3 Mayıs Türkçülük Bayramı bugün. Aslı Türk, Nesli Türk ve kendini Türk olan herkesin bayramını kutluyorum. Böyle önemli günlerde Türk Ocağı Başkanı ağabeyim Erol Şeref’in yazılarını takip ederim. Erol ağabey dünkü açıklamasında Türkçülük Bayramının tarihsel gelişimini ve bugün gelinen noktayı çok güzel açıklamış.
Sayın Şeref yazısında, “Türkçü düşünür Hüseyin Nihal Atsız’ın, dönemin başbakanı Şükrü Saraçoğlu’na yazdığı iki açık mektupla, Milli Eğitim Bakanlığı başta olmak üzere devlet kadrosu içindeki komünist yapılanmaya dikkat çekmesi üzerine mahkeme süreci başlatılır. Bu mahkeme duruşmalarının ikincisinin yapılacağı 3 Mayıs 1944 günü, Türkçü düşünür Atsız’a destek olmak üzere yurdun çeşitli yerlerinden binlerce öğrenci Ankara’da toplanarak gösteri yaparlar. Ancak emniyet görevlilerinin müdahalesi sonucu öğrencilerin bir çoğu yaralanır, bir kısmı da gözaltına alınır.
Bu aşamada dönemin devlet yöneticileri Rusya’nın da baskısıyla Türkçülere karşı sert uygulamalara başvurulur, ağır ifadeler kullanılıp, Atsız başta olmak üzere 22 Türkçü aydın tutuklanır, insanlık dışı işkencelere tabi tutulur ve tabutluklarda yatırılır.
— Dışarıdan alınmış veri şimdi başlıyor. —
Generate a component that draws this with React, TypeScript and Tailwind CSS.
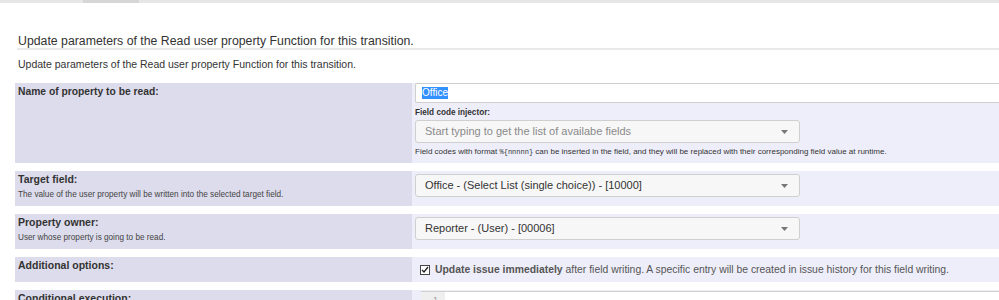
import React from "react";

const font = { fontFamily: '"Liberation Sans", Arial, sans-serif' };

function Caret() {
  return (
    <svg width="7" height="4" viewBox="0 0 7 4" className="shrink-0">
      <path d="M0 0h7L3.5 4z" fill="#777" />
    </svg>
  );
}

function Select({ text, placeholder }: { text: string; placeholder?: boolean }) {
  return (
    <div className="flex h-[23px] w-[385px] items-center justify-between rounded-[3px] border border-[#cfcfcf] bg-[#f7f7f7] pl-[9px] pr-[11px]">
      <span className={`text-[11px] ${placeholder ? "text-[#8a8a8a]" : "text-[#333]"}`}>{text}</span>
      <Caret />
    </div>
  );
}

function Row({
  label,
  help,
  labelSize = "text-[10.5px]",
  className = "",
  children,
}: {
  label: string;
  help?: string;
  labelSize?: string;
  className?: string;
  children?: React.ReactNode;
}) {
  return (
    <div className={`flex ${className}`}>
      <div className="w-[397px] shrink-0 bg-[#dddcec] pl-[3px] pt-[2px]">
        <div className={`${labelSize} font-bold leading-[13px] text-[#333]`}>{label}</div>
        {help ? <div className="mt-[4px] text-[8.2px] leading-[10px] text-[#444]">{help}</div> : null}
      </div>
      <div className="flex-1 bg-[#eeeefa] pl-[3px]">{children}</div>
    </div>
  );
}

export default function App() {
  return (
    <div className="h-[300px] w-[999px] overflow-hidden bg-white" style={font}>
      <div className="flex h-[3px] bg-[#e6e6e6]">
        <div className="ml-[83px] w-[56px] bg-[#d6d6d6]" />
      </div>

      <div className="pl-[18px] pt-[31px]">
        <h2 className="text-[12.3px] leading-[14px] text-[#333]">
          Update parameters of the Read user property Function for this transition.
        </h2>
      </div>
      <div className="ml-[17px] h-[2px] bg-[#e9e9e9]" />
      <p className="pl-[18px] pt-[8px] text-[10.5px] leading-[12px] text-[#333]">
        Update parameters of the Read user property Function for this transition.
      </p>

      <div className="ml-[15px] mt-[13px] flex flex-col gap-[8px]">
        <Row label="Name of property to be read:" labelSize="text-[10.3px]" className="h-[80px]">
          <div className="flex h-[20px] items-center rounded-l-[2px] border border-r-0 border-[#cfcfcf] bg-white pl-[6px]">
            <span className="bg-[#3390ff] text-[10px] leading-[12px] text-white">Office</span>
          </div>
          <div className="mt-[4px] text-[8.2px] font-bold leading-[11px] text-[#333]">Field code injector:</div>
          <div className="mt-[2px]">
            <Select text="Start typing to get the list of availabe fields" placeholder />
          </div>
          <div className="mt-[4px] text-[8px] leading-[10px] text-[#333]">
            Field codes with format <span className="font-mono text-[7px]">%&#123;nnnnn&#125;</span> can be inserted in
            the field, and they will be replaced with their corresponding field value at runtime.
          </div>
        </Row>

        <Row
          label="Target field:"
          help="The value of the user property will be written into the selected target field."
          className="h-[35px]"
        >
          <div className="pt-[3px]">
            <Select text="Office - (Select List (single choice)) - [10000]" />
          </div>
        </Row>

        <Row label="Property owner:" help="User whose property is going to be read." className="h-[35px]">
          <div className="pt-[3px]">
            <Select text="Reporter - (User) - [00006]" />
          </div>
        </Row>

        <Row label="Additional options:" className="h-[25px]">
          <div className="flex items-center gap-[5px] pl-[5px] pt-[5px]">
            <svg width="10" height="10" viewBox="0 0 10 10" className="shrink-0">
              <rect x="0.5" y="0.5" width="9" height="9" fill="white" stroke="#444" />
              <path d="M2 5l2 2 4-5" fill="none" stroke="#222" strokeWidth="1.3" />
            </svg>
            <span className="text-[10.4px] text-[#555]">
              <b>Update issue immediately</b> after field writing. A specific entry will be created in issue history for
              this field writing.
            </span>
          </div>
        </Row>

        <Row label="Conditional execution:" className="h-[30px]">
          <div className="ml-[6px] mt-[1px] flex h-full border-t border-[#d0d0d0] bg-white">
            <div className="w-[24px] bg-[#efefef] pl-[12px] pt-[2px] text-[9px] text-[#999]">1</div>
          </div>
        </Row>
      </div>
    </div>
  );
}
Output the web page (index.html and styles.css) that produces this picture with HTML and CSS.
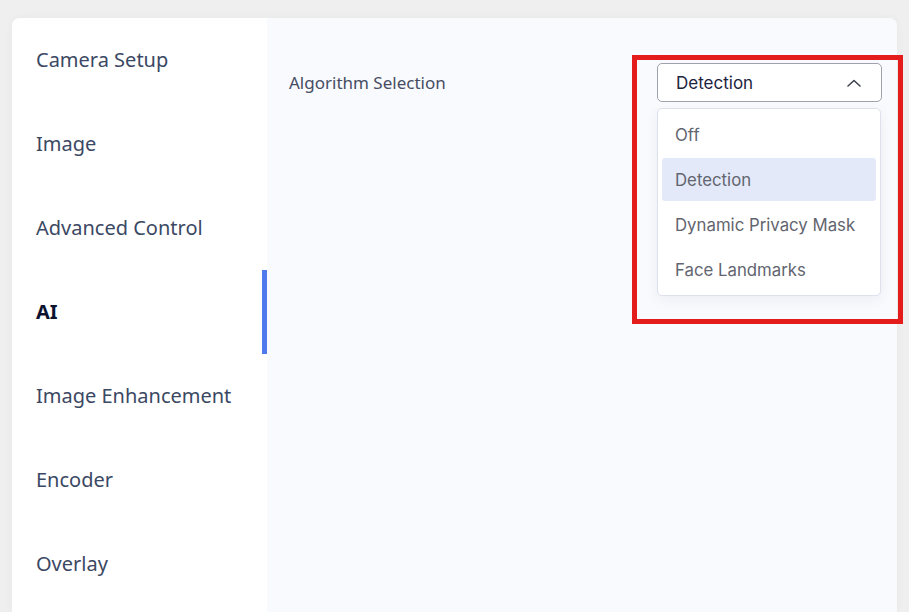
FILE: index.html
```html
<!DOCTYPE html>
<html lang="en">
<head>
<meta charset="utf-8">
<title>AI Settings</title>
<link rel="stylesheet" href="styles.css">
</head>
<body>
<div class="page">
  <div class="card">
    <nav class="sidebar">
      <div class="nav-item">Camera Setup</div>
      <div class="nav-item">Image</div>
      <div class="nav-item">Advanced Control</div>
      <div class="nav-item active">AI</div>
      <div class="nav-item">Image Enhancement</div>
      <div class="nav-item">Encoder</div>
      <div class="nav-item">Overlay</div>
    </nav>
    <main class="content">
      <div class="row">
        <div class="label">Algorithm Selection</div>
        <div class="select-wrap">
          <div class="select">
            <span class="select-value">Detection</span>
            <svg class="chevron" width="14" height="8" viewBox="0 0 14 8"><path d="M1 7 L7 1.5 L13 7" fill="none" stroke="#3a3f4b" stroke-width="1.5" stroke-linecap="round" stroke-linejoin="round"/></svg>
          </div>
          <ul class="menu">
            <li class="opt">Off</li>
            <li class="opt selected">Detection</li>
            <li class="opt">Dynamic Privacy Mask</li>
            <li class="opt">Face Landmarks</li>
          </ul>
          <div class="highlight"></div>
        </div>
      </div>
    </main>
  </div>
</div>
</body>
</html>
```
FILE: styles.css
```css
* { box-sizing: border-box; }
html, body { margin: 0; padding: 0; }
body {
  background: #efefef;
  width: 909px;
  height: 612px;
  overflow: hidden;
  font-family: "Noto Sans", "Open Sans", sans-serif;
}
.page {
  padding: 18px 12px 0 12px;
  height: 612px;
}
.card {
  display: flex;
  height: 594px;
  border-radius: 8px 8px 0 0;
  box-shadow: 0 0 8px rgba(0,0,0,0.04);
  background: #f9fafd;
}
.sidebar {
  width: 255px;
  background: #ffffff;
  display: flex;
  flex-direction: column;
  border-radius: 8px 0 0 0;
}
.nav-item {
  height: 84px;
  flex-shrink: 0;
  display: flex;
  align-items: center;
  padding-left: 24px;
  padding-bottom: 2px;
  font-size: 20px;
  color: #3b4863;
  position: relative;
}
.nav-item.active {
  font-weight: 700;
  color: #0d1330;
}
.nav-item.active::after {
  content: "";
  position: absolute;
  right: 0;
  top: 0;
  width: 5px;
  height: 84px;
  background: #4f79ec;
}
.content {
  flex: 1;
  background: #f9fafd;
  border-radius: 0 8px 0 0;
  padding: 45px 15px 0 22px;
}
.row {
  display: flex;
  justify-content: space-between;
  align-items: flex-start;
}
.label {
  font-size: 17px;
  color: #464d63;
  margin-top: 8px;
}
.select-wrap {
  width: 225px;
  position: relative;
}
.select {
  height: 39px;
  border: 1px solid #9fa2ad;
  border-radius: 5px;
  background: #fff;
  display: flex;
  align-items: center;
  justify-content: space-between;
  padding: 0 20px 0 18px;
}
.select-value {
  font-family: "Inter", "Roboto", sans-serif;
  font-size: 17px;
  color: #1c2440;
}
.chevron { display: block; }
.menu {
  list-style: none;
  margin: 6px 0 0 0;
  padding: 4px;
  width: 224px;
  background: #fff;
  border: 1px solid #dde1ec;
  border-radius: 5px;
  box-shadow: 0 4px 14px rgba(30,40,80,0.06);
}
.opt {
  height: 43px;
  margin-bottom: 2px;
  display: flex;
  align-items: center;
  padding-left: 13px;
  font-family: "Inter", "Roboto", sans-serif;
  font-size: 16.8px;
  color: #62656f;
  border-radius: 3px;
}
.opt:last-child { margin-bottom: 0; }
.opt.selected { background: #e3e9f9; }
.highlight {
  position: absolute;
  left: -25px;
  top: -8px;
  width: 271px;
  height: 269px;
  border: 5px solid #e41c1c;
  pointer-events: none;
}
```
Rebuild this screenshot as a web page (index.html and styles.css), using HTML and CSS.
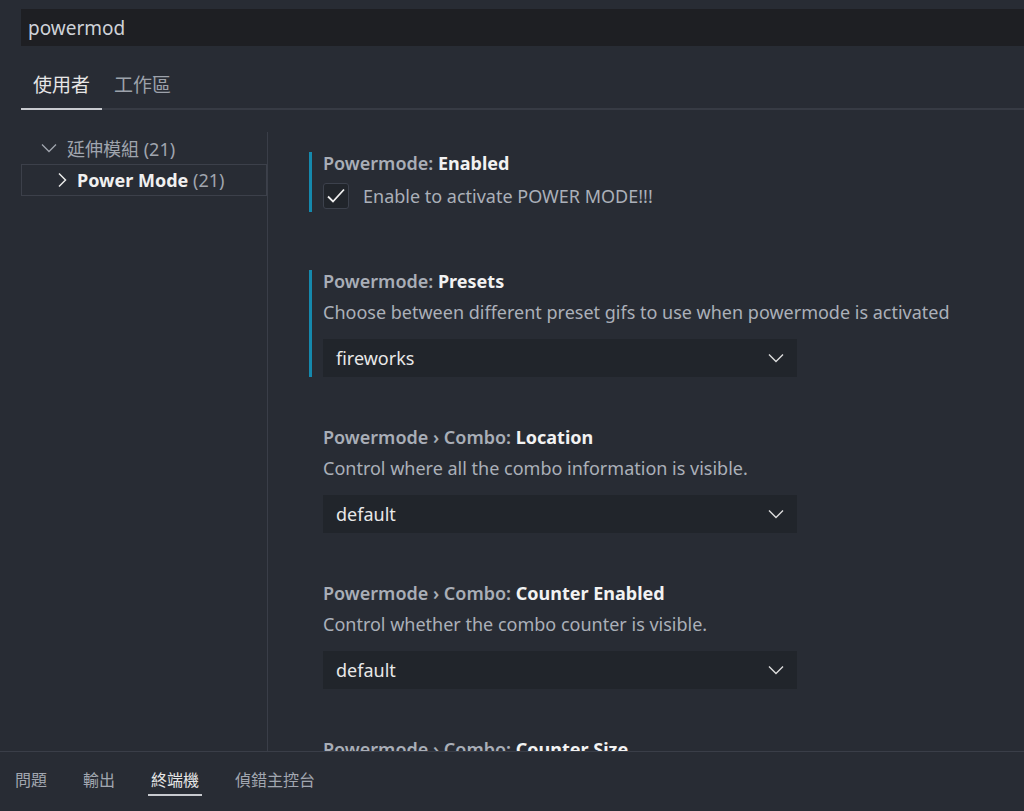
FILE: index.html
```html
<!DOCTYPE html>
<html>
<head>
<meta charset="utf-8">
<link rel="stylesheet" href="styles.css">
</head>
<body>

<div class="search">powermod</div>

<ul class="tabs">
  <li class="tab active">使用者</li>
  <li class="tab">工作區</li>
</ul>

<div class="main">
  <!-- table of contents -->
  <div class="toc">
    <div class="toc-row">
      <svg class="chev" width="16" height="16" viewBox="0 0 16 16"><path d="M1 4.5l7 7 7-7" fill="none" stroke="#a0a5ae" stroke-width="1.3"/></svg>
      <span class="toc-label">延伸模組 <span class="count">(21)</span></span>
    </div>
    <div class="toc-row selected">
      <svg class="chev" width="10" height="16" viewBox="0 0 10 16"><path d="M2 1.5l6.5 6.5-6.5 6.5" fill="none" stroke="#e8e8e8" stroke-width="1.5"/></svg>
      <span class="toc-label"><b>Power Mode</b> <span class="count">(21)</span></span>
    </div>
  </div>

  <!-- settings list -->
  <div class="settings">
    <div class="setting modified first">
      <div class="title">Powermode: <b>Enabled</b></div>
      <div class="check-row">
        <span class="checkbox">
          <svg width="20" height="20" viewBox="0 0 20 20"><path d="M2 10.5l5 5 11-12" fill="none" stroke="#f0f0f0" stroke-width="1.8"/></svg>
        </span>
        <span class="desc">Enable to activate POWER MODE!!!</span>
      </div>
    </div>

    <div class="setting modified">
      <div class="title">Powermode: <b>Presets</b></div>
      <div class="desc">Choose between different preset gifs to use when powermode is activated</div>
      <div class="select">fireworks
        <svg width="16" height="10" viewBox="0 0 16 10"><path d="M1 1.5l7 7 7-7" fill="none" stroke="#dcdcdc" stroke-width="1.4"/></svg>
      </div>
    </div>

    <div class="setting">
      <div class="title">Powermode › Combo: <b>Location</b></div>
      <div class="desc">Control where all the combo information is visible.</div>
      <div class="select">default
        <svg width="16" height="10" viewBox="0 0 16 10"><path d="M1 1.5l7 7 7-7" fill="none" stroke="#dcdcdc" stroke-width="1.4"/></svg>
      </div>
    </div>

    <div class="setting">
      <div class="title">Powermode › Combo: <b>Counter Enabled</b></div>
      <div class="desc">Control whether the combo counter is visible.</div>
      <div class="select">default
        <svg width="16" height="10" viewBox="0 0 16 10"><path d="M1 1.5l7 7 7-7" fill="none" stroke="#dcdcdc" stroke-width="1.4"/></svg>
      </div>
    </div>

    <div class="setting">
      <div class="title">Powermode › Combo: <b>Counter Size</b></div>
    </div>
  </div>
</div>

<!-- bottom panel -->
<ul class="panel">
  <li class="ptab">問題</li>
  <li class="ptab">輸出</li>
  <li class="ptab active">終端機</li>
  <li class="ptab">偵錯主控台</li>
</ul>

</body>
</html>
```

FILE: styles.css
```css
* {box-sizing: border-box;}
ul {list-style-type: none; margin: 0; padding: 0;}

body {
    margin: 0;
    height: 811px;
    overflow: hidden;
    background: #282c34;
    color: #abb2bf;
    font-family: "Noto Sans", "Noto Sans CJK TC", sans-serif;
    font-size: 18px;
    display: flex;
    flex-direction: column;
}

.search {
    margin: 9px 0 0 21px;
    height: 37px;
    line-height: 37px;
    padding: 1px 0 0 7px;
    background: #1e1f23;
    color: #cfd2d8;
    font-size: 19px;
}

.tabs {
    display: flex;
    margin: 17px 0 0 21px;
    border-bottom: 2px solid #373b44;
}

.tab {
    padding: 0 12px;
    height: 47px;
    line-height: 45px;
    font-size: 19px;
    color: #9da2ab;
    margin-bottom: -2px;
    border-bottom: 2px solid transparent;
}

.tab.active {
    color: #e6e6e6;
    border-bottom-color: #c8cacf;
}

.main {
    flex: 1;
    display: flex;
    min-height: 0;
    overflow: hidden;
}

.toc {
    width: 247px;
    margin-left: 21px;
    margin-top: 22px;
    border-right: 1px solid #3a3e48;
}

.toc-row {
    height: 32px;
    display: flex;
    align-items: center;
    color: #a0a5ae;
}

.toc-row .chev {
    margin-left: 20px;
    margin-right: 10px;
}

.toc-row.selected {
    border: 1px solid #3c404a;
    color: #f0f0f0;
}

.toc-row.selected .chev {
    margin-left: 35px;
    margin-right: 10px;
}

.toc-row b {font-weight: 700;}
.toc-row .count {color: #a0a5ae;}

.settings {
    flex: 1;
    padding: 42px 0 0 41px;
}

.setting {
    border-left: 3px solid transparent;
    padding-left: 11px;
    margin-bottom: 49px;
}

.setting.modified {border-left-color: #1589ad;}
.setting.first {margin-bottom: 58px;}

.title {
    height: 22px;
    line-height: 22px;
    font-weight: 600;
    color: #a9aeb7;
}

.title b {
    font-weight: 700;
    color: #f2f2f2;
}

.desc {
    margin-top: 9px;
    height: 22px;
    line-height: 22px;
    color: #abb0b9;
}

.check-row {
    display: flex;
    align-items: center;
    margin-top: 9px;
    height: 29px;
    padding-bottom: 3px;
}

.check-row .desc {margin: 0 0 0 14px;}

.checkbox {
    width: 26px;
    height: 26px;
    border: 1px solid #3c414c;
    border-radius: 3px;
    background: #21252b;
    display: flex;
    align-items: center;
    justify-content: center;
}

.select {
    margin-top: 16px;
    width: 474px;
    height: 38px;
    background: #21252b;
    color: #e8e8e8;
    padding: 0 13px;
    display: flex;
    align-items: center;
    justify-content: space-between;
}

.panel {
    flex: none;
    height: 60px;
    border-top: 1px solid #3a3e48;
    display: flex;
    padding-left: 12px;
    padding-top: 16px;
}

.ptab {
    padding: 0 3px;
    margin-right: 30px;
    height: 28px;
    line-height: 24px;
    font-size: 16px;
    color: #a2a7b0;
    border-bottom: 2px solid transparent;
}

.ptab.active {
    color: #e6e6e6;
    border-bottom-color: #c8cacf;
}
```
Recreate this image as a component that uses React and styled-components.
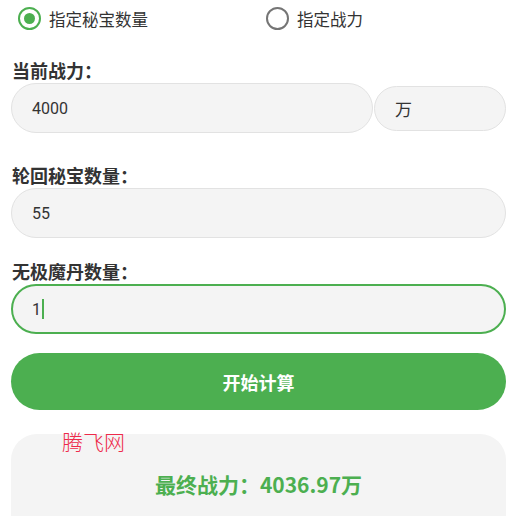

Üç yıllık tutukluluktan sonra nihayet 1947 yılında sonuçlanan “Türkçülük ve Turancılık” davasında Türkçüler beraat eder. Nihat Atsız’da bir yazısında 3 Mayıs gününü “Türkçüler Günü” olarak ifade edip, bu günün Türk Milliyetçileri tarafından kutlanmasını istemiştir. O günden beri 3 Mayıs, Türk Milliyetçileri tarafından “Türkçüler Günü” olarak kutlanmaktadır.
Türkçülük, Türk Milleti’nin Mete Han’dan bu yana tarih içerisinde kavrayıcı, kapsayıcı, koruyucu ve birleştirici bir anlayışın ifadesidir. Bu anlayış, Orhun Abideleri’nden itibaren Türk tarihi içinde açıkça görülmektedir. Türk Milliyetçiliği anlayışında, milli birlik içinde milleti zengin, düzeni adil, nizamı sağlam, güçlü devlet esastır. Bunu sağlayamayan kağanlar, hanlar, devlet başkanları meşru sayılmazlar. Dolayısıyla Türk Milliyetçiliğinin batı milliyetçiliği ile kavramsal ve kuramsal hiçbir benzerliği yoktur.
Ancak ülkemizde kimliğine yabancılaşmış, Türk’ü etnik bir grup gören, Türkçülüğü ırkçılık sayan, milliyetçiliği ayaklar altına alan sözde aydınlar ve bir kısım siyasetçiler tarihi batıdan başlatıp, insanlığı Avrupalı’dan ibaret saymaktadırlar. Unutulmamalıdır ki; her milliyetçilik, kendi milletinin tarihi, kültürel, sosyal değerlerine ve hususiyetlerine göre şekillenir ve yaşar. Türk Milliyetçiliği, batı düşüncesinde ve medeniyetinde olmayan madde ve mana dengesini dikkate alan bir fikir sistemidir.
Türk Milliyetçileri olarak bizler, üniter milli devleti zayıflatacak veya parçalayacak, aziz şehitlerimizin ve gazilerimizin kanlarıyla sulanarak vatan yapılmış topraklarımızı bölecek, farklılıkları kabul ederek insanlığı kavrayan, koruyan ve kapsayan “Türk” adının yok sayılmasına kapı açacak hiçbir harekete ve çalışmaya izin vermeyiz. Bu yetenek ve beceriye sahip olan Türk Milleti, kutsal değerler üzerinde yapılmaya çalışılan böyle bir tahribata müsaade etmeyecektir” diyor.
Erol ağabeyin fikir ve düşüncelerine bende aynen katılıyorum. Tüm Türk Dünyasının bayramı kutlu olsun. Ne mutlu Türküm diyene. Sevgiyle kalın.